### Challenge
Extract each line containing the string "screenshot".

-------- Exercise materials --------

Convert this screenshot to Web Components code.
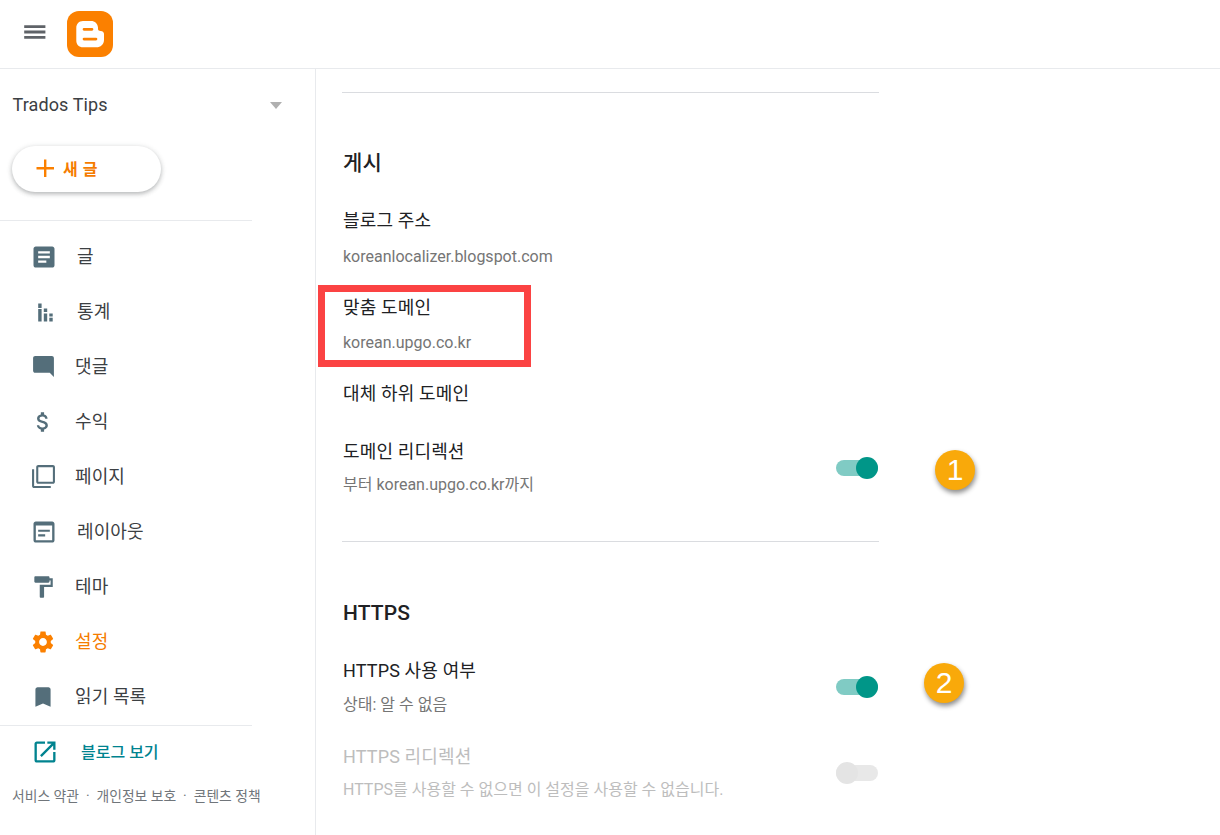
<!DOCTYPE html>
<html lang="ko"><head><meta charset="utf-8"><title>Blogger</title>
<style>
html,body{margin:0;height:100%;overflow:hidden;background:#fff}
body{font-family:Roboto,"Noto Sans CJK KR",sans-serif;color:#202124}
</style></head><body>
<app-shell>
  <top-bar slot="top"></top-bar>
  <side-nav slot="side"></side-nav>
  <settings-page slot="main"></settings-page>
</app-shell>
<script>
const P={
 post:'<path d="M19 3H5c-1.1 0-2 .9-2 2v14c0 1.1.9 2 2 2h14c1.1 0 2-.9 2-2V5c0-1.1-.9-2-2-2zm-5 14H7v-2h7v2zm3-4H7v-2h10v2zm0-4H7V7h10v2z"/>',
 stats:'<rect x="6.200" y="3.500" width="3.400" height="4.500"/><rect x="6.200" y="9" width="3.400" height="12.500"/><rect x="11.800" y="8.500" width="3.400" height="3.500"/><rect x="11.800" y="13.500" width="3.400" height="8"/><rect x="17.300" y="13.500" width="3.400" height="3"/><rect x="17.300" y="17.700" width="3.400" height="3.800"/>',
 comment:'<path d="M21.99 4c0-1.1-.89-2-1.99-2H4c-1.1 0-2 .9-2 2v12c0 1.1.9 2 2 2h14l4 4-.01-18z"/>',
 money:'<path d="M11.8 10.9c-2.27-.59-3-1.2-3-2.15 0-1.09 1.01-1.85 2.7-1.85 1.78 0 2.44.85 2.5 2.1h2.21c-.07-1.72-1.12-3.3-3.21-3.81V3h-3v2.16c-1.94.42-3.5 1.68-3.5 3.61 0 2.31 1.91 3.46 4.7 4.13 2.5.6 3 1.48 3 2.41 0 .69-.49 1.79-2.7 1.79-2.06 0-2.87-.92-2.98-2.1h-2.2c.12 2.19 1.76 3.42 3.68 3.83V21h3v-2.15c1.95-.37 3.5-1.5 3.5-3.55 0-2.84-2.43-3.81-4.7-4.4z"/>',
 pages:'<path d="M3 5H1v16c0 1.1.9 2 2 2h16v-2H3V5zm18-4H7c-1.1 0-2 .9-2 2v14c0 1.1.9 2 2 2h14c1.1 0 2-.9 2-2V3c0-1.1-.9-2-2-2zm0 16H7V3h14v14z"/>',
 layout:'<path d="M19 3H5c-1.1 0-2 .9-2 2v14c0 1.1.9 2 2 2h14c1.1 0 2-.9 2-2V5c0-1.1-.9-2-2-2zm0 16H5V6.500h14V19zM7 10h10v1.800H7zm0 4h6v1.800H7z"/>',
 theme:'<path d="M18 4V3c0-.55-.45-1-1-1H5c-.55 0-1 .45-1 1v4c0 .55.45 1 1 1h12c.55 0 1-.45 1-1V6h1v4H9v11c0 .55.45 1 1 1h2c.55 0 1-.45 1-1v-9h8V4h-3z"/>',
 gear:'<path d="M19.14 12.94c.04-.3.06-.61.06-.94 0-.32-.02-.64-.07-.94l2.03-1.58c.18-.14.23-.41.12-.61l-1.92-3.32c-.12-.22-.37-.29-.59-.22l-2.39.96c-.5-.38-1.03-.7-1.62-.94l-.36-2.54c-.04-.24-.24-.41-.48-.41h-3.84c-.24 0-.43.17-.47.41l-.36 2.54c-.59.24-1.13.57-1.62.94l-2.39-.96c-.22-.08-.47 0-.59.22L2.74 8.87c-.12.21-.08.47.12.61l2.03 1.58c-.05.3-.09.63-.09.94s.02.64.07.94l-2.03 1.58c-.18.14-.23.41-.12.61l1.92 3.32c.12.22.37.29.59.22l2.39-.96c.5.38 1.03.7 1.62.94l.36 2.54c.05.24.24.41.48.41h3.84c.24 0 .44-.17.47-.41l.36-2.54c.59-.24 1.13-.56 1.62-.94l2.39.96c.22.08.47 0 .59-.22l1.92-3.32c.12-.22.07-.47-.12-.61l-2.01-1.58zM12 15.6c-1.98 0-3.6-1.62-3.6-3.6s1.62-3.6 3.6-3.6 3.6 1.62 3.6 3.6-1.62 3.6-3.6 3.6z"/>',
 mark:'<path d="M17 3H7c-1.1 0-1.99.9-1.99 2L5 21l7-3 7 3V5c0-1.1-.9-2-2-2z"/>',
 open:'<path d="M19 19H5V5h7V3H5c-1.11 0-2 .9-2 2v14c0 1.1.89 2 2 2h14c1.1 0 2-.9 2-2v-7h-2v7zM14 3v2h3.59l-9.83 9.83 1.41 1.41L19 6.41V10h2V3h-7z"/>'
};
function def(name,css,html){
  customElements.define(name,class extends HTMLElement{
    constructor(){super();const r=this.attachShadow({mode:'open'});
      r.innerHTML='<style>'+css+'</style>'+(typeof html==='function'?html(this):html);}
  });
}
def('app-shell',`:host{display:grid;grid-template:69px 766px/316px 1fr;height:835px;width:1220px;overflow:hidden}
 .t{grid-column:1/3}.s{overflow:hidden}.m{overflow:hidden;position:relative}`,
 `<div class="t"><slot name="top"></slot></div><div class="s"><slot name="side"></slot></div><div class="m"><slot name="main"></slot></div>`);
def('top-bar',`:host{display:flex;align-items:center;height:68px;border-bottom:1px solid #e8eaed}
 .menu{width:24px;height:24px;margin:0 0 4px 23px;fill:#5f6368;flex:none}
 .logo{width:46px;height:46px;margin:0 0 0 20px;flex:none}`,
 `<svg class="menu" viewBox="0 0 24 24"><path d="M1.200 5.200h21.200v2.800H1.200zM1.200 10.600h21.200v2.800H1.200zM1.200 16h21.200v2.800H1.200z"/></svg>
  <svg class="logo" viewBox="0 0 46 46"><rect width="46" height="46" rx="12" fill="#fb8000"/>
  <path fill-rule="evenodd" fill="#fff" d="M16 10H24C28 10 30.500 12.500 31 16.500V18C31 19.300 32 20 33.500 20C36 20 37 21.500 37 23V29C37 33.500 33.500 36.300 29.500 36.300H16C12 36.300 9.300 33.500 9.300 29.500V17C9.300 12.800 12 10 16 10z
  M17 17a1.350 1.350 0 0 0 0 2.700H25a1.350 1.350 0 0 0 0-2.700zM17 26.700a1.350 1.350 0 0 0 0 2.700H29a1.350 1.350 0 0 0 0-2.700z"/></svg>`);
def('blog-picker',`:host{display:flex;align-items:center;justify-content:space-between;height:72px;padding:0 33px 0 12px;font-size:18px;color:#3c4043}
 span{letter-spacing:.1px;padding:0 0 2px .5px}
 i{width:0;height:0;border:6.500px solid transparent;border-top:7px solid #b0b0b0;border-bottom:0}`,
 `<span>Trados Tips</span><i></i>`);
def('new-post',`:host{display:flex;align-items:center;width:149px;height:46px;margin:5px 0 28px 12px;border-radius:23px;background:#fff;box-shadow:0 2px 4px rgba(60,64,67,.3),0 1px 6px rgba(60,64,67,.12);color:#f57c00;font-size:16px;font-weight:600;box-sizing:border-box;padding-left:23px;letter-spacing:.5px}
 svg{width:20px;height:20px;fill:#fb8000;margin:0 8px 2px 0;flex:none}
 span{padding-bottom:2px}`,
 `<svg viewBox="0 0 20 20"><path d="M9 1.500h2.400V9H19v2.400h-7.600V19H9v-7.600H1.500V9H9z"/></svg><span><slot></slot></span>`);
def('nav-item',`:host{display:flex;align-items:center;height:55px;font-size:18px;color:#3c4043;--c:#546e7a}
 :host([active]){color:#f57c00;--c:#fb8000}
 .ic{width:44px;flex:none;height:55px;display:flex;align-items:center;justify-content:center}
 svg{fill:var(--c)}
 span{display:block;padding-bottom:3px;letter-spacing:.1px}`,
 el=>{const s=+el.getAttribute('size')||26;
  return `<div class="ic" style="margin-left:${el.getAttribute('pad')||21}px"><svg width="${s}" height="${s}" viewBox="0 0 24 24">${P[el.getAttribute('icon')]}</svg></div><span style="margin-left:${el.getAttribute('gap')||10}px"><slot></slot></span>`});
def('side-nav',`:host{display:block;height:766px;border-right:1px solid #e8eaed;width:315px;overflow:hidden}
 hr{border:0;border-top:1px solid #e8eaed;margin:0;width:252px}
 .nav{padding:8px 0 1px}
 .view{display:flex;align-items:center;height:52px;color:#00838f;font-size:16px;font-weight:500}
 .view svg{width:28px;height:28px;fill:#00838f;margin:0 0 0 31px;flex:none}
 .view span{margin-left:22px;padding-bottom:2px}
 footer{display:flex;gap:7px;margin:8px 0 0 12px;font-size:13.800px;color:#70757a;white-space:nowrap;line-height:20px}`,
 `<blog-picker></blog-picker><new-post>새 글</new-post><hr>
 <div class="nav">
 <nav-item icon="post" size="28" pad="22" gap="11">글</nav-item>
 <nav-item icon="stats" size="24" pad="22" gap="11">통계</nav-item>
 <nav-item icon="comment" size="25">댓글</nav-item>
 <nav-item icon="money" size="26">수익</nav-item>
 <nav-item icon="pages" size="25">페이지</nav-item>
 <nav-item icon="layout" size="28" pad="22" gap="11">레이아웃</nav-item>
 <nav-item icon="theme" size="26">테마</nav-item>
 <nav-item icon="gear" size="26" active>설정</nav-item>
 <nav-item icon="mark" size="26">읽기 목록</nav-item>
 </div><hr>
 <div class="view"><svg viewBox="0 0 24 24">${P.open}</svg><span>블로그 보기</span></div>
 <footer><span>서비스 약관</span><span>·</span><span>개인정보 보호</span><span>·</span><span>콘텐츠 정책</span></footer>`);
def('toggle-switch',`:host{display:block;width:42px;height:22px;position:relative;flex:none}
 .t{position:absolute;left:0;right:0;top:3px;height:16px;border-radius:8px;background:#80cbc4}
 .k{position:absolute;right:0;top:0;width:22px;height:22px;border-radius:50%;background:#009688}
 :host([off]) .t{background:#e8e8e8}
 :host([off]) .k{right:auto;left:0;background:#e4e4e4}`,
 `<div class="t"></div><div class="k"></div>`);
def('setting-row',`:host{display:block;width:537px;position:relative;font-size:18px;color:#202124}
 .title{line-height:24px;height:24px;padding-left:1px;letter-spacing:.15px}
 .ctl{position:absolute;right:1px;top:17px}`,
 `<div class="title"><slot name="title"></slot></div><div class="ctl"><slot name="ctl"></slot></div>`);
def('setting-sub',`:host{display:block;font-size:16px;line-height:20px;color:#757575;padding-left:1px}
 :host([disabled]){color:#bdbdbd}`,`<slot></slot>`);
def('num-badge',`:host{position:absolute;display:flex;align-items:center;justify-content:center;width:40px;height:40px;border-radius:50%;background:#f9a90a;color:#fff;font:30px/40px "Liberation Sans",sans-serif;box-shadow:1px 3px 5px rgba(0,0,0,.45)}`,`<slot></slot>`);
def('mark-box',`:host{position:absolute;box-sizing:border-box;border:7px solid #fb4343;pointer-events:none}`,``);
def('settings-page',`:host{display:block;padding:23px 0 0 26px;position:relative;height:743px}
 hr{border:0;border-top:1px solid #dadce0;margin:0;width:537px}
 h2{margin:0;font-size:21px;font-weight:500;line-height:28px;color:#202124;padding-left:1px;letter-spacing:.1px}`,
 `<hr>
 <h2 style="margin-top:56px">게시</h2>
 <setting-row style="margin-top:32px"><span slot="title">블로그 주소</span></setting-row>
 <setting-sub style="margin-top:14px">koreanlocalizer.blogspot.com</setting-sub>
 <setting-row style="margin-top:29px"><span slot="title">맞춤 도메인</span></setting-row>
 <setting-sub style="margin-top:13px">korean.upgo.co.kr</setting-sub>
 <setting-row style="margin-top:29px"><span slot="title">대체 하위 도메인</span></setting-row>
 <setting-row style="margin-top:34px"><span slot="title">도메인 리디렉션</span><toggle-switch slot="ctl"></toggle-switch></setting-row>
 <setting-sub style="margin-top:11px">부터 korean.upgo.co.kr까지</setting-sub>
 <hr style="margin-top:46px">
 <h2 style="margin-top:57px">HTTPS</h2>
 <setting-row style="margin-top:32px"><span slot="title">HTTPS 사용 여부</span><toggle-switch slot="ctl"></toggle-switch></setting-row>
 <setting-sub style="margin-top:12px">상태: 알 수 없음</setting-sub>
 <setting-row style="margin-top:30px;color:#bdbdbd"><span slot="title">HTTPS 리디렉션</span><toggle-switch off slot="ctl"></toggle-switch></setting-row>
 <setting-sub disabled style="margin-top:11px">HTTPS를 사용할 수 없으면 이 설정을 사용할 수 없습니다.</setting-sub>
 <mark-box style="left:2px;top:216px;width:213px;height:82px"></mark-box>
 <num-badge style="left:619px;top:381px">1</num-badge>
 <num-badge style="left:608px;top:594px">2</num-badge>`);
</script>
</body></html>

--------
-------- Exercise materials --------

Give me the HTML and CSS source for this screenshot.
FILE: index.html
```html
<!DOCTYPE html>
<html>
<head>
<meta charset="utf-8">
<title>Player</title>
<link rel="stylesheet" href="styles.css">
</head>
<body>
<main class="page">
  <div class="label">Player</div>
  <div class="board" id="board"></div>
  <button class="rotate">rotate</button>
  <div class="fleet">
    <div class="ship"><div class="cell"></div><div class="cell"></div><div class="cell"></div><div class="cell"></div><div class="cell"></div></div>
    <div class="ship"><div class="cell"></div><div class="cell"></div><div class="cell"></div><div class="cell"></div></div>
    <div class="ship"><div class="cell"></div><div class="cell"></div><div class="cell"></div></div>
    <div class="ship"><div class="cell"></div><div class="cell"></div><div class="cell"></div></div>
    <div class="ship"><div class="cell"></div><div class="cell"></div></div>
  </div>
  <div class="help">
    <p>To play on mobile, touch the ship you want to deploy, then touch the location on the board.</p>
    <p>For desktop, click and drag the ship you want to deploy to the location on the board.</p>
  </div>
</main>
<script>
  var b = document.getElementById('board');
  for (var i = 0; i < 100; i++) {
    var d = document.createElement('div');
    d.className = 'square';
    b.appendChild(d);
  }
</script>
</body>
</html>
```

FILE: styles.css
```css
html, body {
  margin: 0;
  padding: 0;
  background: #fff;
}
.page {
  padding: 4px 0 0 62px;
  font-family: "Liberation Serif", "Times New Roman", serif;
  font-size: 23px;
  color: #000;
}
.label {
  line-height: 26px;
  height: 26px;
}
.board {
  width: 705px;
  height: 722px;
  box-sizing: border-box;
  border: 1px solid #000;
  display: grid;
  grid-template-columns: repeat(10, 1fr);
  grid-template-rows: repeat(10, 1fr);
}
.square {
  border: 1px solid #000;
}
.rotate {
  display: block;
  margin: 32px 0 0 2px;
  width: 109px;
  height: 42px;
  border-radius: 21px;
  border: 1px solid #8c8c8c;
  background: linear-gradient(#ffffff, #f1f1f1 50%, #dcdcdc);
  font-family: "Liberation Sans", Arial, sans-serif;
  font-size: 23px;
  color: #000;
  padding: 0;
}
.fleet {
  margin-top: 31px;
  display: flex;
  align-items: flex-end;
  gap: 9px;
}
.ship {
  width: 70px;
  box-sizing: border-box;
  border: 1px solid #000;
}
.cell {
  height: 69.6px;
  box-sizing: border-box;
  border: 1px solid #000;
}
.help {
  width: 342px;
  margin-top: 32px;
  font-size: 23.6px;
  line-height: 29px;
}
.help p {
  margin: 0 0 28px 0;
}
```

--------

### Problem solution
Convert this screenshot to Web Components code.
Give me the HTML and CSS source for this screenshot.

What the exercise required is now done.